In recruitment, language matters. A lot.

But in the rush to hire, many Australian employers forget this one crucial truth:

Job titles are often meaningless.

What you call a “Marketing Manager” could be a Marketing Assistant at best in another company. Your “Operations Coordinator” might be handling tasks a national manager would own elsewhere.

And when the title doesn’t match the reality — either during hiring or internally — it leads to three common and expensive problems:

  • Attracting the wrong candidates
  • Creating misaligned expectations
  • Losing trust (and productivity) post-hire

Why This Is Happening More Often in Australia

In startup and SME environments, job titles have become:

  • Inflated to appear more appealing
  • Borrowed from corporate structures without context
  • Disconnected from the duties they’re meant to reflect

This means the same job title can mean vastly different things depending on:

  • Team size
  • Budget control
  • Decision-making authority
  • Technical vs strategic responsibilities

Recruiters and candidates are left guessing. And too often, they guess wrong.

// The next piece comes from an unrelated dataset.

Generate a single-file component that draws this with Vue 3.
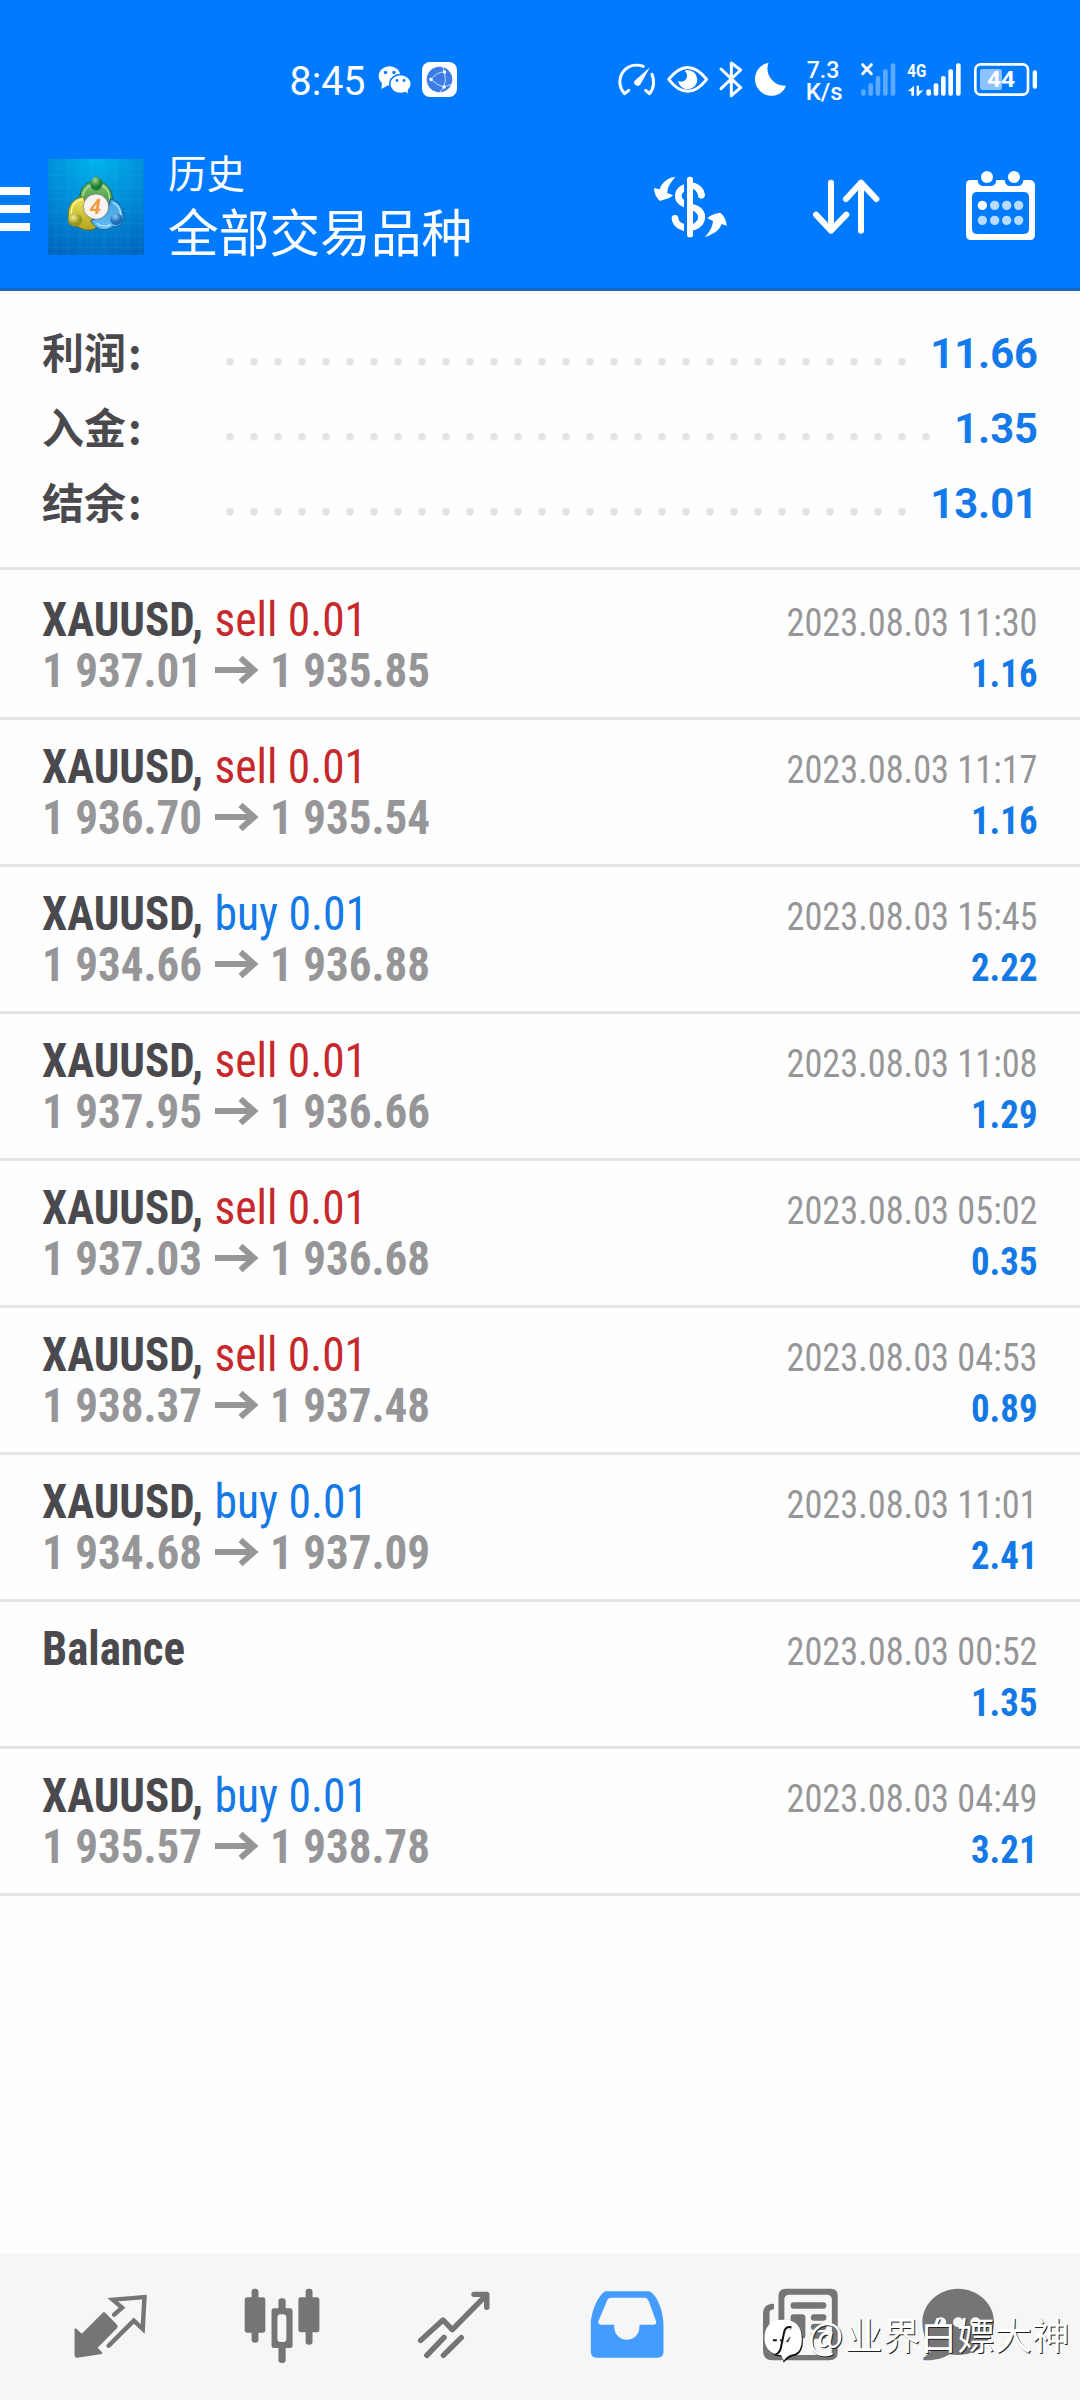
<script setup>
const summary = [
  { label: '利润', value: '11.66', dots: 29 },
  { label: '入金', value: '1.35', dots: 30 },
  { label: '结余', value: '13.01', dots: 29 },
]

const deals = [
  { side: 'sell', open: '1 937.01', close: '1 935.85', time: '2023.08.03 11:30', profit: '1.16' },
  { side: 'sell', open: '1 936.70', close: '1 935.54', time: '2023.08.03 11:17', profit: '1.16' },
  { side: 'buy', open: '1 934.66', close: '1 936.88', time: '2023.08.03 15:45', profit: '2.22' },
  { side: 'sell', open: '1 937.95', close: '1 936.66', time: '2023.08.03 11:08', profit: '1.29' },
  { side: 'sell', open: '1 937.03', close: '1 936.68', time: '2023.08.03 05:02', profit: '0.35' },
  { side: 'sell', open: '1 938.37', close: '1 937.48', time: '2023.08.03 04:53', profit: '0.89' },
  { side: 'buy', open: '1 934.68', close: '1 937.09', time: '2023.08.03 11:01', profit: '2.41' },
  { side: '', time: '2023.08.03 00:52', profit: '1.35' },
  { side: 'buy', open: '1 935.57', close: '1 938.78', time: '2023.08.03 04:49', profit: '3.21' },
]

const bars = [
  { x: 785, y: 148 },
  { x: 807, y: 130 },
  { x: 829, y: 108 },
  { x: 851, y: 88 },
  { x: 874, y: 70 },
]
</script>

<template>
  <div class="screen">
    <header class="header">
      <div class="status">
        <svg class="status-left" viewBox="285 55 180 50" width="180" height="50">
          <text x="289.5" y="95" class="clock" textLength="76" lengthAdjust="spacingAndGlyphs">8:45</text>
          <g fill="#fff">
            <ellipse cx="389.500" cy="76" rx="10.800" ry="9.800" />
            <path d="M382 82l-.5 7 6-3.500z" />
            <ellipse cx="400.500" cy="84" rx="11.500" ry="10.200" fill="#007aff" />
            <ellipse cx="400.500" cy="84" rx="10" ry="8.800" />
            <path d="M403 90l5 3.500-.8-6z" />
            <rect x="422" y="62" width="35" height="35" rx="8" />
          </g>
          <g fill="#007aff">
            <circle cx="385.500" cy="72.500" r="1.700" /><circle cx="394" cy="72.500" r="1.700" />
            <circle cx="397" cy="80.500" r="1.400" /><circle cx="404" cy="80.500" r="1.400" />
          </g>
          <circle cx="439.500" cy="79.500" r="12.800" fill="#3b7ce6" />
          <g fill="none" stroke="#c4dbfb" stroke-width="1">
            <path d="M431 79.500q6-8 13.500-7.500M431 79.500q6 6 13 7.500M444.500 72q2 8-.5 15M444 87l-4 5M444.500 72l-2-5M444 87l8-3" />
          </g>
          <g fill="#fff"><circle cx="431" cy="79.500" r="1.700" /><circle cx="444.500" cy="72" r="1.700" /><circle cx="444" cy="87" r="1.700" /></g>
        </svg>
        <svg class="status-right" viewBox="0 45 1320 150" width="440" height="50">
          <g fill="none" stroke="#fff" stroke-width="9" stroke-linecap="round" stroke-linejoin="round">
            <path d="M86 151l-12 10C54 140 56 110 72 92 88 75 111 72 130 79M156 103c8 18 7 42-8 58l-11-10" />
            <path d="M394 69v98M363 87l59 56-28 24V69l28 21-59 56" />
          </g>
          <path d="M150 82L122 132a10 10 0 1 1-18-10z" fill="#fff" />
          <path d="M206 118Q263 47 320 118 263 190 206 118z" fill="none" stroke="#fff" stroke-width="9" stroke-linejoin="round" />
          <path d="M262 90a29 29 0 1 1-28 32q14 8 24-4 8-14-4-26z" fill="#fff" />
          <path d="M506 68c-14 30 12 72 52 69-8 22-28 31-47 30-26-2-46-24-46-50 0-24 18-45 41-49z" fill="#fff" />
          <text x="620" y="115" class="rate" textLength="98" lengthAdjust="spacingAndGlyphs">7.3</text>
          <text x="617" y="180" class="rate" textLength="111" lengthAdjust="spacingAndGlyphs">K/s</text>
          <path d="M788 74l26 27M814 74l-26 27" stroke="#fff" stroke-width="9" stroke-linecap="round" />
          <g fill="#fff" opacity=".36">
            <rect v-for="b in bars" :key="b.x" :x="b.x - 2" :y="b.y" width="14" :height="167 - b.y" rx="6" />
          </g>
          <text x="922" y="111" class="net" textLength="57" lengthAdjust="spacingAndGlyphs">4G</text>
          <path d="M923 154l19-17v30h-8v-14zM950 137h7v16l13-3-15 17h-5z" fill="#fff" />
          <g fill="#fff">
            <rect v-for="b in bars" :key="b.x" :x="b.x + 194" :y="b.y" width="14" :height="167 - b.y" rx="6" />
          </g>
          <rect x="1126" y="73" width="158" height="91" rx="16" fill="none" stroke="#fff" stroke-width="8" />
          <rect x="1140" y="87" width="66" height="63" rx="7" fill="#8bc2ff" />
          <rect x="1298" y="91" width="13" height="55" rx="6" fill="#fff" />
          <text x="1161" y="142" class="battery" textLength="84" lengthAdjust="spacingAndGlyphs">44</text>
        </svg>
      </div>

      <div class="toolbar">
        <div class="menu"><i></i><i></i><i></i></div>
        <svg class="logo" viewBox="24 27 288 288" width="96" height="96">
          <defs>
            <radialGradient id="sky" cx=".5" cy="0" r="1.100">
              <stop offset="0" stop-color="#00b4ec" /><stop offset=".5" stop-color="#008bd6" /><stop offset="1" stop-color="#0064bd" />
            </radialGradient>
            <linearGradient id="green" x2="0" y2="1"><stop offset="0" stop-color="#86c56c" /><stop offset="1" stop-color="#258640" /></linearGradient>
            <linearGradient id="gold" x2="0" y2="1"><stop offset="0" stop-color="#eee65c" /><stop offset="1" stop-color="#b3a51c" /></linearGradient>
            <linearGradient id="azure" x2="0" y2="1"><stop offset="0" stop-color="#3fa0e0" /><stop offset="1" stop-color="#64bdf2" /></linearGradient>
            <radialGradient id="g1" cx=".4" cy=".25"><stop offset="0" stop-color="#9ad88c" /><stop offset="1" stop-color="#1e7a34" /></radialGradient>
            <radialGradient id="g2" cx=".35" cy=".3"><stop offset="0" stop-color="#f4ed8c" /><stop offset="1" stop-color="#9a9420" /></radialGradient>
            <radialGradient id="g3" cx=".4" cy=".25"><stop offset="0" stop-color="#86cdf6" /><stop offset="1" stop-color="#1d6cb4" /></radialGradient>
          </defs>
          <rect x="24" y="27" width="288" height="288" fill="url(#sky)" />
          <path d="M48 27v288M84 27v288M120 27v288M156 27v288M192 27v288M228 27v288M264 27v288M300 27v288M24 76h288M24 112h288M24 148h288M24 184h288M24 220h288M24 256h288M24 292h288" stroke="#5cc8f5" stroke-opacity=".18" stroke-width="2" />
          <path d="M120 150c-4-34 20-56 48-56 30 0 54 26 48 62l-12 36-36-22-40-10z" fill="url(#green)" stroke="#1c6336" stroke-width="3" />
          <path d="M128 146c0-26 18-42 40-43 24 0 42 20 40 44" fill="none" stroke="#b9e5a4" stroke-width="4" />
          <path d="M86 216c-6-42 6-70 44-76l18 46 22 46c-14 12-38 10-56-2-14 0-24-4-28-14z" fill="url(#gold)" stroke="#6e7522" stroke-width="3" />
          <path d="M94 192c0-24 12-40 34-44" fill="none" stroke="#f9f6a2" stroke-width="4" />
          <path d="M212 146c32 10 42 40 36 66-4 14-16 20-30 18-18 14-48 14-66-18l48-20z" fill="url(#azure)" stroke="#1b5d94" stroke-width="3" />
          <path d="M218 157c16 8 24 22 24 38M170 220c14 10 30 10 42 4" fill="none" stroke="#b5e3fb" stroke-width="4" />
          <ellipse cx="169" cy="101" rx="18" ry="21" fill="url(#g1)" />
          <ellipse cx="106" cy="210" rx="21" ry="19" fill="url(#g2)" />
          <ellipse cx="229" cy="208" rx="18" ry="18" fill="url(#g3)" />
          <circle cx="168" cy="170" r="38" fill="#f6f3f2" stroke="#555" stroke-opacity=".5" stroke-width="3" />
          <text x="149" y="191" class="four" textLength="34" lengthAdjust="spacingAndGlyphs">4</text>
        </svg>
        <div class="titles">
          <div class="caption">历史</div>
          <div class="subject">全部交易品种</div>
        </div>
        <div class="actions">
          <svg viewBox="99 60 222 210" width="74" height="70">
            <g fill="none" stroke="#fff" stroke-width="20" stroke-linecap="round">
              <path d="M244 136c0-38-66-34-69 0-2 38 70 26 70 64 0 44-77 44-80 5" />
            </g>
            <rect x="192" y="75" width="37" height="192" fill="#007aff" />
            <path d="M222 108q14 4 23 26M222 173q23 12 23 29t-23 29" fill="none" stroke="#fff" stroke-width="19" stroke-linecap="round" />
            <rect x="201" y="80" width="18" height="182" rx="8" fill="#fff" />
            <path d="M166 81c-20 0-42 17-47 37l-17-4c1 16 7 31 19 39 13-6 27-5 38-17l-17-7c0-18 11-33 24-48z" fill="#fff" />
            <path d="M255 261c20-6 43-18 50-39l15 5c-1-17-8-31-20-39-14 2-28 6-38 17l17 8c-1 17-11 34-24 48z" fill="#fff" />
          </svg>
          <svg viewBox="573 60 210 210" width="70" height="70">
            <path d="M633 98v144M588 194l45 48 46-48M723 242V98M678 147l45-49 46 49" fill="none" stroke="#fff" stroke-width="18" stroke-linecap="round" stroke-linejoin="round" />
          </svg>
          <svg viewBox="1035 60 210 210" width="70" height="70">
            <path fill-rule="evenodd" d="M1052 90h176q17 0 17 17v148q0 15-15 15h-177q-15 0-15-15V105q0-15 14-15zM1072 126q-16 0-16 16v94q0 16 16 16h139q16 0 16-16v-94q0-16-16-16z" fill="#fff" />
            <path d="M1073 88h56q0 20-16 20h-24q-16 0-16-20zM1154 88h56q0 20-16 20h-24q-16 0-16-20z" fill="#007aff" />
            <circle cx="1101" cy="81" r="18" fill="#fff" /><circle cx="1182" cy="81" r="18" fill="#fff" />
            <g fill="#b8dcff">
              <circle cx="1087" cy="166" r="14" fill="#fff" /><circle cx="1124" cy="166" r="14" /><circle cx="1160" cy="166" r="14" /><circle cx="1196" cy="166" r="14" />
              <circle cx="1087" cy="211" r="14" /><circle cx="1124" cy="211" r="14" /><circle cx="1160" cy="211" r="14" /><circle cx="1196" cy="211" r="14" />
            </g>
          </svg>
        </div>
      </div>
    </header>

    <section class="summary">
      <div v-for="s in summary" :key="s.label" class="sum-row">
        <span class="sum-label">{{ s.label }}<span class="colon">:</span></span>
        <svg class="leader" width="708" height="75">
          <path :d="`M6 46.800h${(s.dots - 1) * 24 + 1}`" stroke="#e3e3e3" stroke-width="7.500" stroke-linecap="round" stroke-dasharray="0 24" />
        </svg>
        <span class="sum-value">{{ s.value }}</span>
      </div>
    </section>

    <main class="deals">
      <div v-for="(d, i) in deals" :key="i" class="deal">
        <svg class="deal-left" width="420" height="144">
          <template v-if="d.side">
            <text x="0" y="63" class="symbol" textLength="161" lengthAdjust="spacingAndGlyphs">XAUUSD,</text>
            <text x="172.500" y="63" :class="d.side" :textLength="d.side === 'sell' ? 152.5 : 153.5" lengthAdjust="spacingAndGlyphs">{{ d.side }} 0.01</text>
            <text x="0" y="114" class="price" textLength="160" lengthAdjust="spacingAndGlyphs">{{ d.open }}</text>
            <path d="M173 97h38M198.500 85l13.500 12-13.500 12" class="arrow" />
            <text x="228" y="114" class="price" textLength="160" lengthAdjust="spacingAndGlyphs">{{ d.close }}</text>
          </template>
          <text v-else x="0" y="63" class="symbol" textLength="143" lengthAdjust="spacingAndGlyphs">Balance</text>
        </svg>
        <svg class="deal-right" width="260" height="144">
          <text x="8.500" y="63" class="time" textLength="251" lengthAdjust="spacingAndGlyphs">{{ d.time }}</text>
          <text x="193" y="114" class="profit" textLength="66.500" lengthAdjust="spacingAndGlyphs">{{ d.profit }}</text>
        </svg>
      </div>
    </main>

    <nav class="nav">
      <svg viewBox="210.500 145 217.800 225" preserveAspectRatio="none">
        <path d="M300 218q4 0 7 4l30 32q6 6 1 12l-56 58 14 15-2 4-70 11q-9 1-9-7v-80l4-1 17 16 58-60q3-4 6-4z" fill="#757575" />
        <path d="M330 225l23-21-27-24 92-8-5 96-26-25-73 75" fill="none" stroke="#757575" stroke-width="13" stroke-linecap="round" />
      </svg>
      <svg viewBox="709.900 145 217.800 225" preserveAspectRatio="none">
        <g fill="#757575">
          <rect x="729" y="147" width="20" height="162" rx="9" /><rect x="709" y="173" width="60" height="106" rx="7" />
          <rect x="886" y="147" width="20" height="168" rx="9" /><rect x="865" y="173" width="61" height="105" rx="7" />
          <rect x="807" y="176" width="21" height="194" rx="9" /><rect x="787" y="206" width="61" height="119" rx="7" />
        </g>
        <rect x="804" y="224" width="26" height="83" rx="10" fill="#f6f6f6" />
      </svg>
      <svg viewBox="1209.400 145 217.800 225" preserveAspectRatio="none">
        <path d="M1220 302l65-61 27 29 95-100M1375 164h37v39M1238 347l50-54M1286 347l52-53" fill="none" stroke="#757575" stroke-width="16" stroke-linecap="round" stroke-linejoin="round" />
      </svg>
      <svg viewBox="143.600 145 217.800 225" preserveAspectRatio="none">
        <path fill-rule="evenodd" d="M188 155h128c24 12 41 62 41 100v82q0 17-17 17H163q-17 0-17-17v-82c0-32 18-86 42-100zM205 174q-8 0-11 7l-26 64q-2 10 8 10h38v8c2 50 72 50 73 0v-8h40q10 0 9-9l-22-62q-4-10-12-10z" fill="#449cff" />
      </svg>
      <svg viewBox="646 145 217.800 225" preserveAspectRatio="none">
        <path d="M678 192q-32-1-32 32v108q0 30 28 30h165q24 0 24-24V168q0-21-20-21H713q-22 0-22 22v164q0 12-7 12-19 0-19-16V224q-3-13 13-16z" fill="#757575" />
        <rect x="708" y="165" width="138" height="181" rx="14" fill="#f6f6f6" />
        <g fill="#757575">
          <rect x="726" y="188" width="104" height="19" rx="9" /><rect x="726" y="224" width="43" height="73" rx="9" />
          <rect x="785" y="224" width="45" height="19" rx="9" /><rect x="785" y="252" width="45" height="19" rx="9" /><rect x="785" y="278" width="45" height="19" rx="9" />
        </g>
      </svg>
      <svg viewBox="1104.900 145 217.800 225" preserveAspectRatio="none">
        <path d="M1213 147c57 0 104 45 104 100s-46 99-104 99q-12 0-25-2c-18 12-42 19-70 18q-10-1-6-8 22-14 23-28c-17-20-26-48-26-79 0-55 47-100 104-100z" fill="#757575" />
        <g fill="#f6f6f6"><circle cx="1163" cy="248" r="15" /><circle cx="1213" cy="248" r="15" /><circle cx="1263" cy="248" r="15" /></g>
      </svg>
    </nav>

    <div class="watermark">
      <svg viewBox="44 118 116 132" width="39" height="44">
        <path d="M103 123c-40 0-56 24-56 55 0 30 18 50 50 50l3 18c8-8 20-18 32-20 18-4 26-20 26-45 0-38-18-58-55-58z" fill="#111" transform="translate(2 3)" />
        <path d="M101 120c-40 0-56 24-56 55 0 30 18 50 50 52l8 16c6-10 16-17 28-19 18-4 26-20 26-46 0-38-18-58-56-58z" fill="#fff" />
        <path d="M126 143q-18-4-22 14l-10 48q-3 14-16 20M70 182h12M92 182h10" fill="none" stroke="#111" stroke-width="6" />
        <path d="M110 186l12-14-6 14zM120 150l6-4" fill="#333" stroke="#333" stroke-width="2" />
      </svg>
      <span class="at">@</span><span>业界白嫖大神</span>
    </div>
  </div>
</template>

<style>
body {
  margin: 0;
  background: #fff;
}
</style>

<style scoped>
.screen {
  position: relative;
  width: 1080px;
  height: 2400px;
  display: flex;
  flex-direction: column;
  overflow: hidden;
  background: #fefefe;
  font-family: Roboto, "Noto Sans CJK SC", sans-serif;
}
svg {
  display: block;
  flex: none;
  overflow: visible;
}
.header {
  box-sizing: border-box;
  height: 291px;
  background: #007aff;
  border-bottom: 3px solid #1567bf;
}
.status {
  display: flex;
  justify-content: space-between;
  padding: 55px 40px 0 285px;
}
.clock {
  font: 450 40px Roboto, sans-serif;
  fill: #fff;
}
.rate {
  font: 500 71px Roboto, sans-serif;
  fill: #fff;
}
.net {
  font: 700 56px Roboto, sans-serif;
  fill: #fff;
}
.battery {
  font: 700 66px Roboto, sans-serif;
  fill: #fff;
}
.four {
  font: italic 700 58px Roboto, sans-serif;
  fill: #f39a3c;
}
.toolbar {
  display: flex;
  height: 130px;
  padding-top: 43px;
}
.menu {
  display: flex;
  flex-direction: column;
  gap: 10px;
  width: 30px;
  padding-top: 39px;
}
.menu i {
  height: 8px;
  background: #fff;
}
.logo {
  margin: 11px 24px 0 18px;
}
.titles {
  width: 480px;
  margin-top: -3px;
  color: #fff;
  white-space: nowrap;
  font-family: "Noto Sans CJK SC", sans-serif;
}
.caption {
  font-size: 38.500px;
  line-height: 52px;
}
.subject {
  font-size: 50.700px;
  line-height: 67px;
}
.actions {
  display: flex;
  gap: 84px;
  padding: 22px 0 0 5px;
}
.summary {
  box-sizing: border-box;
  height: 279px;
  padding: 24px 42px 0;
  border-bottom: 3px solid #e3e3e3;
}
.sum-row {
  display: flex;
  height: 75px;
}
.sum-label {
  flex: none;
  width: 182px;
  color: #4a4a4e;
  font: 700 42px/72px "Noto Sans CJK SC", sans-serif;
}
.colon {
  margin-left: 2px;
}
.leader {
  margin-right: -40px;
}
.sum-value {
  flex: 1;
  text-align: right;
  color: #1479ea;
  font-size: 41.700px;
  font-weight: 700;
  line-height: 78px;
}
.deals {
  padding-top: 3px;
}
.deal {
  display: flex;
  justify-content: space-between;
  height: 144px;
  padding: 0 42px;
  border-bottom: 3px solid #e3e3e3;
}
.deal text {
  font-family: Roboto, sans-serif;
  font-size: 48px;
  font-stretch: 75%;
  white-space: pre;
}
.deal .symbol {
  font-weight: 700;
  fill: #4a4a4e;
}
.sell {
  fill: #c6282b;
}
.buy {
  fill: #1479e6;
}
.deal .price {
  font-weight: 700;
  fill: #969698;
}
.arrow {
  fill: none;
  stroke: #969698;
  stroke-width: 6;
}
.deal .time {
  font-size: 39.500px;
  fill: #969698;
}
.deal .profit {
  font-size: 39.500px;
  font-weight: 700;
  fill: #1479e6;
}
.nav {
  box-sizing: border-box;
  display: grid;
  grid-template-columns: 172px 172px 172px 174px 172px 144px;
  justify-items: center;
  height: 147px;
  margin-top: auto;
  padding: 35px 50px 0 24px;
  background: #f6f6f6;
}
.nav svg {
  width: 75px;
  height: 75px;
}
.watermark {
  position: absolute;
  left: 764px;
  top: 2306px;
  display: flex;
  color: #fff;
  white-space: nowrap;
  font: 400 37.400px/56px "Noto Sans CJK SC", sans-serif;
  text-shadow: 1px 1px 0 #222;
}
.watermark svg {
  margin: 13px 5px 0 0;
}
.at {
  width: 37px;
}
</style>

The Real-World Cost of Misleading Titles

Let’s say you post an ad for a Business Development Manager.

In your company, that person:

  • Cold calls prospects
  • Handles admin and sales reports
  • Reports to a sales director
  • Has no budget or direct reports

But many BDMs elsewhere:

  • Manage key accounts
  • Develop sales strategy
  • Lead a small team
  • Own a revenue target

So what happens?

  • Experienced BDMs apply, then withdraw once they hear the real scope
  • Junior candidates get hired, underperform, or feel misled
  • Your brand reputation as an employer weakens

It’s a recipe for mis-hire, poor onboarding, and unnecessary churn.


How to Fix the Title–Duties Mismatch in Recruitment

1. Scope the role, not the title

Before you post a job or brief a recruiter, ask:

  • What will they actually do every day?
  • What decisions will they make?
  • Who do they interact with?
  • What’s the role’s impact?

Then write the job ad and job title around the duties — not what the last person was called.

2. Benchmark titles against market norms

Use sites like:

  • Seek Talent Insights
  • LinkedIn Talent Solutions
  • Market salary guides
  • A recruiter like Ingenious People, who can advise how roles are scoped across similar businesses

This helps avoid over-promising or under-titling — both of which turn candidates off.

3. Be brutally clear in your job ads

Say this:

“This role is suited to a candidate currently working at coordinator or officer level looking to step into a broader title.”

Or:

“While titled ‘manager’, this is an individual contributor role with future pathway to team leadership.”

Transparency weeds out poor-fit applicants before they waste your time — or you waste theirs.

4. Use competency frameworks

Rather than focus solely on tasks, define the capability level you expect:

  • Strategic vs operational
  • Independent vs collaborative decision-making
  • Level of autonomy and influence

This ensures alignment during interviews and beyond.


Why Candidates Are Wising Up (and Ghosting You)

Top candidates now come armed with:

  • Questions about reporting lines
  • Expectations about job scope
  • Insights from Glassdoor or LinkedIn
  • Market salary benchmarks

If what you’re offering doesn’t match what the job title implies, they walk.

Worse? They ghost you, because they see your role as misleading — or worse, disorganised.


How It Impacts Internal Promotions Too

This isn’t just a recruitment issue. Inside many businesses, employees are given title bumps:

  • To retain them
  • As a form of non-financial reward
  • Without changing duties

Later, when they apply for external roles, they:

  • Get shortlisted for jobs they’re not ready for
  • Struggle to match real-world expectations
  • Damage their reputation in the market

Smart Alternatives to Misleading Titles

When in doubt:

  • Use accurate and modest titles (you can always clarify scope in the ad)
  • Add a sub-heading in the job post (e.g. “Operations Coordinator – Logistics Lead Role”)
  • Let the role description sell the opportunity, not the title

Want Help? Get an Outside View

Recruitment agencies like Ingenious People often run into mis-scoped roles and poorly defined job ads that set employers up for failure.

The best ones will:

  • Challenge your assumptions
  • Redefine role clarity
  • Match you with candidates who understand the true scope — and want it

That’s how you avoid bad hires caused by marketing your role with the wrong label.


Final Word: Strip the Ego, Get the Fit

There’s nothing wrong with ambitious titles — if they’re honest.

But in Australian hiring, the most common mistake is letting the title drive the hire, rather than the business need.

Start with duties. Get the structure right. Use titles that help, not confuse.

It’s how you build trust with candidates — and make hires that stick.